The current government definition for affordable housing is a property valued up to ₹45 lakh, with a carpet area of up to 60 square meters in metropolitan cities (like Delhi, Mumbai, Bengaluru) and up to 90 square meters in non-metropolitan areas.

2. Why does CREDAI believe the affordable housing definition is outdated?

CREDAI argues the definition is outdated because significant increases in the cost of land, construction materials (like steel and cement), and labour have made it nearly impossible for developers to build and sell quality homes within the ₹45 lakh price limit, especially in major cities.

3. What is driving the growth of real estate in Tier II and Tier III cities?

Real estate growth in these cities is driven by improved infrastructure, increased job opportunities due to business expansion, a lower cost of living, and a desire for a better quality of life.

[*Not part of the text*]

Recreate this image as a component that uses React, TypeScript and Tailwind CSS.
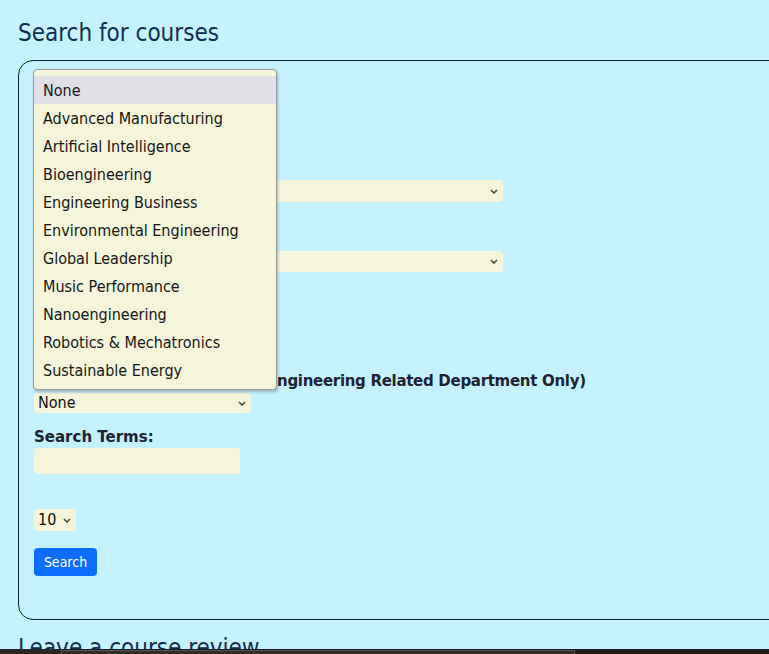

This has led to a migration of both companies and homebuyers away from congested metropolitan areas.

4. How do rising construction costs affect potential homebuyers?

Rising construction costs directly translate to higher property prices. This makes it harder for buyers to find homes within their budgets, particularly in the affordable segment. It also reduces the supply of new homes under the official ₹45 lakh affordable cap, limiting options for those seeking associated government subsidies.

5. What changes is CREDAI proposing for the affordable housing segment?

CREDAI is proposing an upward revision of the ₹45 lakh price cap. They believe a more realistic price limit would encourage developers to launch more projects in this category, increase the housing supply, and allow more homebuyers to qualify for the benefits linked to the affordable housing tag.